At least we get the return of the Cybermats - their first appearance in the show since The Revenge of the Cybermen. The design seems sympathetic to the Troughton era ones, although their animal origins are alluded to by them having proper teeth.
The sentimentality aside, the story does have its funny moments - especially from Matt Smith as this most childlike of Doctors. Demonstrating toys to children in a department store seems to be a natural habitat for him, and some of the interplay with James Corden does work. Perhaps it's just the baby that tips it over the edge.

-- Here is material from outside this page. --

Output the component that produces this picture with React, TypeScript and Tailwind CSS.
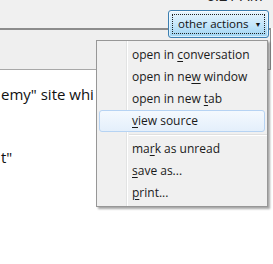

This is the story which Smith was working on whilst Arthur Darvill and Karen Gillan were making The Girl Who Waited, so it's the companion-lite story. They were left to set up home away from the TARDIS at the end of the last episode, but do manage a cameo appearance here as the Doctor sees them on a visit to the store. It's not explained how much time has elapsed since he last saw them, though we can work it out from the opening episode of the series. here we see the Doctor obtain the stetson he was wearing in The Impossible Astronaut, as well as the TARDIS blue envelopes he used to send the invites to meet him in Utah. We know from him comparing diaries with River Song that this is a version of the Doctor who is 200 years older, so he's been doing a lot since he dropped Amy and Rory off. Basically, he has been prolonging the inevitable but now feels it is time to face his destiny at Lake Silencio, where he is doomed to die.

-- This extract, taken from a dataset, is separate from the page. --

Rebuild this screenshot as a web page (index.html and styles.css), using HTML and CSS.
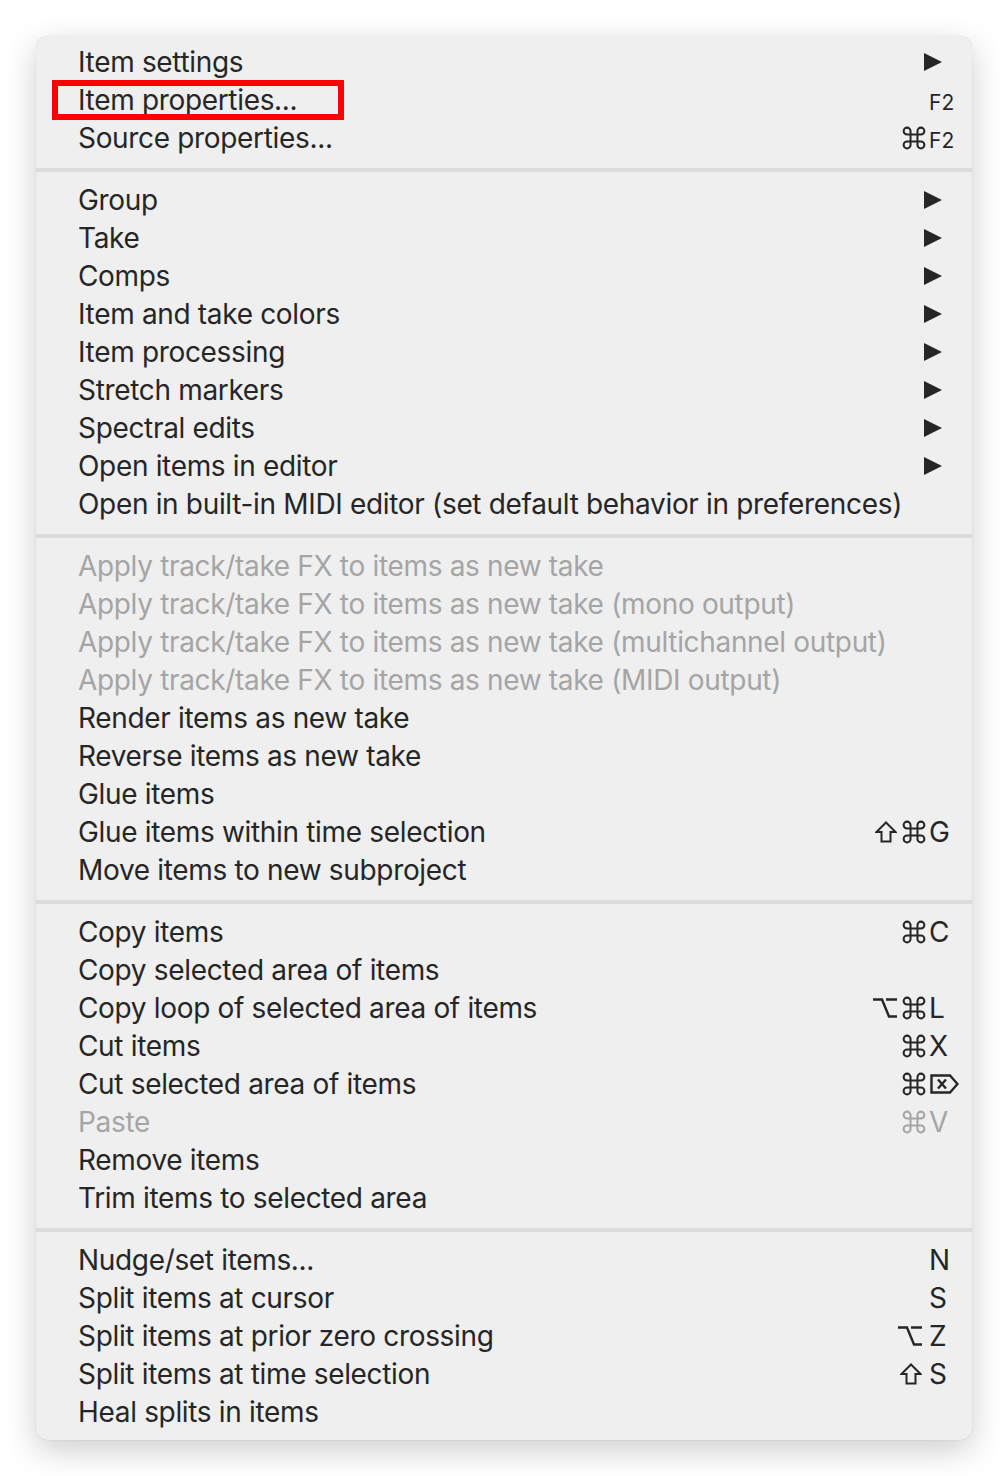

Corden is obviously the main guest star, but also featuring prominently is Lynda Baron playing Val. She had previously appeared as the pirate captain Wrack in Enlightenment, and before that had been heard but not seen in The Gunfighters, as she sang The Ballad of the Last Chance Saloon throughout that story. There's a cameo appearance from Radio 1 DJ Greg James, as the man lurking in the background who watches as Craig is questioned by the store staff after loitering in the lingerie department (and you do have to wonder what he was doing there). Daisy Haggard reprises Sophie from The Lodger, but this is little more than a cameo as well, as she leaves to visit a friend at the beginning and only turns up again at the end. The actress was in the middle of a West End theatre run at the time and her availability was limited.
The epilogue at the conclusion sees the return of River Song and Frances Barber's Madame Kovarian, as well as some Silents and Clerics. For some, this epilogue is the best part of this story.
Overall, a disappointing story. It's a sequel to a story that didn't really need a sequel, and a dreadful misuse of the Cybermen. Funny in places. 165th place in the DWM 50th Anniversary poll, though you'll find it is often bottom or second from bottom if you look at on-line polls of Cyberman stories.
Fans at the time were concerned to note that this was the penultimate episode of the season, when you would normally expect the first half of the finale. It means that the final episode will have an awful lot to cram in if it's going to resolve the series satisfactorily.
(Spoilers - it doesn't).
Things you might like to know:
- The perfume which Amy is advertising is called "Petrichor" which is the word for the smell of earth after rain. We learned this in The Doctor's Wife, when Idris gave it as part of the password to Rory to access the saved TARDIS console room.
- The advert's tag-line - "For the girl who's tired of waiting" refers back to Amy as The Girl Who Waited (as in the last but one episode and the story of young Amelia Pond).
- Apparently working titles included 'Three Cybermen and a Baby', 'The Last Adventure', 'Everything Must Go', and 'Carry On Lodging'. These titles came from The Brilliant Book of Doctor Who 2012, which did have a lot of red herrings and downright fibs scattered amongst its pages.
- The baby was originally gong to be girl, named Grace.
- There's a possible Mork and Mindy reference as the Doctor tells Craig he is due to visit the Alignment of Exidor. There was a character named Exidor in the Robin Williams TV series.
- The department store interiors were recorded at Howell's in Cardiff, which had previously doubled as Henrik's, where Rose Tyler used to work.
- The store's name might possibly include an Are You Being Served? reference, as one of the main characters in that was a Mr Grainger, head of the Men's Department.
- The episode had a prequel filmed, which only featured Craig and Sophie. It wasn't released on-line prior to the episode, however, but did appear later as one of the Night and the Doctor extras on the Series 6 box set.
- This is the only episode of Doctor Who to feature River Song that wasn't written by Steven Moffat. However, we all know that showrunners contribute a lot to every episode, so don't know how much of the epilogue is Roberts' and how much came from Moffat, since it had to set up the finale. One suspects that it is pretty much all Moffat.
- Cybermen have now featured in half of the penultimate episodes of a series since the programme returned, having previously featured in Army of Ghosts and The Pandorica Opens. They will continue to make a habit of this as they will later feature in Nightmare in Silver, Dark Water, World Enough and Time, and Ascension of the Cybermen - meaning they've appeared in 7 out of 12 penultimate episodes, as of the time of writing.